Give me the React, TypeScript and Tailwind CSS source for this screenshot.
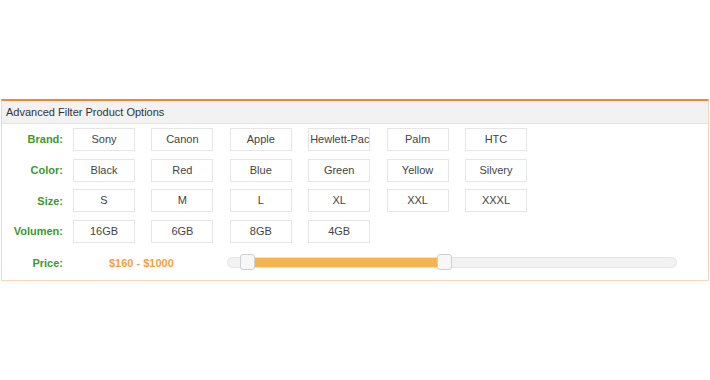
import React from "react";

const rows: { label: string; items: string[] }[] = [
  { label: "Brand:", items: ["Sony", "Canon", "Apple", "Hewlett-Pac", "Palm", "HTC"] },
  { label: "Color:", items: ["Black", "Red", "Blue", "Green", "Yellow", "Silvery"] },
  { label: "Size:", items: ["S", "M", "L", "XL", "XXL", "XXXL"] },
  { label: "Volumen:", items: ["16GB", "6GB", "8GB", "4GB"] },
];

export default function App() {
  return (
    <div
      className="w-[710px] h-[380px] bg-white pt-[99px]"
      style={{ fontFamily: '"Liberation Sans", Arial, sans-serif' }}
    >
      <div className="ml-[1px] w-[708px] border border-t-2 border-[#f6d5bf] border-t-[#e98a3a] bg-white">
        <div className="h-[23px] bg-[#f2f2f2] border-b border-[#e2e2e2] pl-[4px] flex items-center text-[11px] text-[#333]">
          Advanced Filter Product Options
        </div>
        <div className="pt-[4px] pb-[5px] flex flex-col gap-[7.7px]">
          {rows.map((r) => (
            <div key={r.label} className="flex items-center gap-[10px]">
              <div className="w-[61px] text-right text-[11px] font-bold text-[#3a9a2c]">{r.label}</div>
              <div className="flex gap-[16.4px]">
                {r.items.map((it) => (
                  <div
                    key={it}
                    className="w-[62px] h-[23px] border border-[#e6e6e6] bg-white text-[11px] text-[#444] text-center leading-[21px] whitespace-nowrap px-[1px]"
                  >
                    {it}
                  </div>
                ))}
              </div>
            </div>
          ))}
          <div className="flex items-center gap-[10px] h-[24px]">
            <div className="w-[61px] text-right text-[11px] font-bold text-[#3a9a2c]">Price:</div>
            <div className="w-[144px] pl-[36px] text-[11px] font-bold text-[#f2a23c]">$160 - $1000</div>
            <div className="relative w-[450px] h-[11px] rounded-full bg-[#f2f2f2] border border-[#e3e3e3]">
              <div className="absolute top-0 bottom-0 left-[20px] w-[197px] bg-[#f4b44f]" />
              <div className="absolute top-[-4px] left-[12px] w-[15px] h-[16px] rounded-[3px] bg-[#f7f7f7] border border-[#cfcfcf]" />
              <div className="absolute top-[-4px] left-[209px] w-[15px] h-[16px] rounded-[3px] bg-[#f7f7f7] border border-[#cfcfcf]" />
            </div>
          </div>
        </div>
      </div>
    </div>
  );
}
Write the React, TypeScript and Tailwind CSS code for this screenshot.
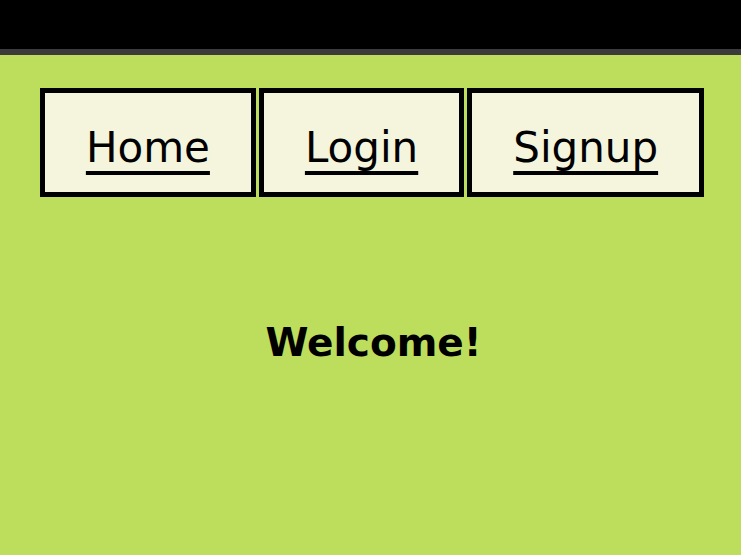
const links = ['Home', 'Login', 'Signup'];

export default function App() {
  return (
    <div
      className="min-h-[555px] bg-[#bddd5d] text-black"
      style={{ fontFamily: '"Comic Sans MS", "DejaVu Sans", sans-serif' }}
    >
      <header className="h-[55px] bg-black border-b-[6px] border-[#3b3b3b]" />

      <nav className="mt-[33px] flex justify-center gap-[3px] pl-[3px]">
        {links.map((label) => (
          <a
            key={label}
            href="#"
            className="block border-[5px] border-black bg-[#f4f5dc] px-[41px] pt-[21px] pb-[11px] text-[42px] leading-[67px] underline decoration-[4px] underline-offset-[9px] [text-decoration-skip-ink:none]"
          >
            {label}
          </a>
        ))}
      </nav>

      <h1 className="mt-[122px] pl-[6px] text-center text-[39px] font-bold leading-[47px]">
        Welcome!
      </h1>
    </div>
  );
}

---

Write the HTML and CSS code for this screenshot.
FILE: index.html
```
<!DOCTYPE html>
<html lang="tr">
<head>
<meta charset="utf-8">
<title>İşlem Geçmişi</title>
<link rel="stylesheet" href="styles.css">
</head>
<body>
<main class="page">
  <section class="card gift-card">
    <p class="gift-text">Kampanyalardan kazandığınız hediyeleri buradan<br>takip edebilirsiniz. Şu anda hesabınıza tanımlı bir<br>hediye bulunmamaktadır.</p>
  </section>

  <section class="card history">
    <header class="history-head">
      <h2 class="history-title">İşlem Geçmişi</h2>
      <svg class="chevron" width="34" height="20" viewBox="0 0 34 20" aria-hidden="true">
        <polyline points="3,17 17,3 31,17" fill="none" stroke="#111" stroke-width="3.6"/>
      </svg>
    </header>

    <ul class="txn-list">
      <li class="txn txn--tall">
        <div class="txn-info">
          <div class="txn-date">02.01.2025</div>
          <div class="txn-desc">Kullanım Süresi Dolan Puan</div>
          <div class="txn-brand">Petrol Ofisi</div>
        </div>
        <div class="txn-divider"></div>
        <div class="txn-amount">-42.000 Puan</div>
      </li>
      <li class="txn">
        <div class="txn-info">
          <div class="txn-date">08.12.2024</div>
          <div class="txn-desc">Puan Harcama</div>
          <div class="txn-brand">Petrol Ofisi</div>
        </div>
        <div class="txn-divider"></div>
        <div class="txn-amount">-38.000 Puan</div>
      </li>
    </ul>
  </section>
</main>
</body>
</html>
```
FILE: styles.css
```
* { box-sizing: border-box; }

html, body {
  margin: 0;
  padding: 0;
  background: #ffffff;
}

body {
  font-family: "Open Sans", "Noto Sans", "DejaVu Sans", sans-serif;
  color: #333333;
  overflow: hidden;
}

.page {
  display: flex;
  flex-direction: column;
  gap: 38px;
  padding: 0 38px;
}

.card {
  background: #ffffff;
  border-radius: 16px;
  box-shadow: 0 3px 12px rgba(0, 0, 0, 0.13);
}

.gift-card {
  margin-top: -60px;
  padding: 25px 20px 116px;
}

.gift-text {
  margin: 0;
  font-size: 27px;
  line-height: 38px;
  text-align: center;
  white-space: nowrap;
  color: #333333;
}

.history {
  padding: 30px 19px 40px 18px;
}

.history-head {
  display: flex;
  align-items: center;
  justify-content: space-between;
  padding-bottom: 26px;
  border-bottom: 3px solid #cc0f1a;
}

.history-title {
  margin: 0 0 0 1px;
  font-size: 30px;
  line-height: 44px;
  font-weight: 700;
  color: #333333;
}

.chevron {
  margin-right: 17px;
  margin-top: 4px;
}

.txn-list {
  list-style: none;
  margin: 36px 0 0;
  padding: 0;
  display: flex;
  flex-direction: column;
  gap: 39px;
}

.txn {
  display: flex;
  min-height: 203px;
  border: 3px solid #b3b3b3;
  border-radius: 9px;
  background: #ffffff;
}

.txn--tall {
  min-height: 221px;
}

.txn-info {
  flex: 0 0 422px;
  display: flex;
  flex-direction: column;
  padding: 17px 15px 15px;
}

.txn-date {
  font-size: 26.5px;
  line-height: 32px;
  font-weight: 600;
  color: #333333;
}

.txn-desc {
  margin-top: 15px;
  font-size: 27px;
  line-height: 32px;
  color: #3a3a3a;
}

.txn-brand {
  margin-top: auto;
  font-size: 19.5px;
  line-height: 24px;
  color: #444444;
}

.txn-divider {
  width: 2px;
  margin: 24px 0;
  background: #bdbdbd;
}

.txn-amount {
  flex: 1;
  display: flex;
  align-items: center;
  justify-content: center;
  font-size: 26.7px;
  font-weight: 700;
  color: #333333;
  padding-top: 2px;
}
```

## Instruction
Of the lines in this listing, report how many contain the string "Write", and give the number only.

## Correct response
2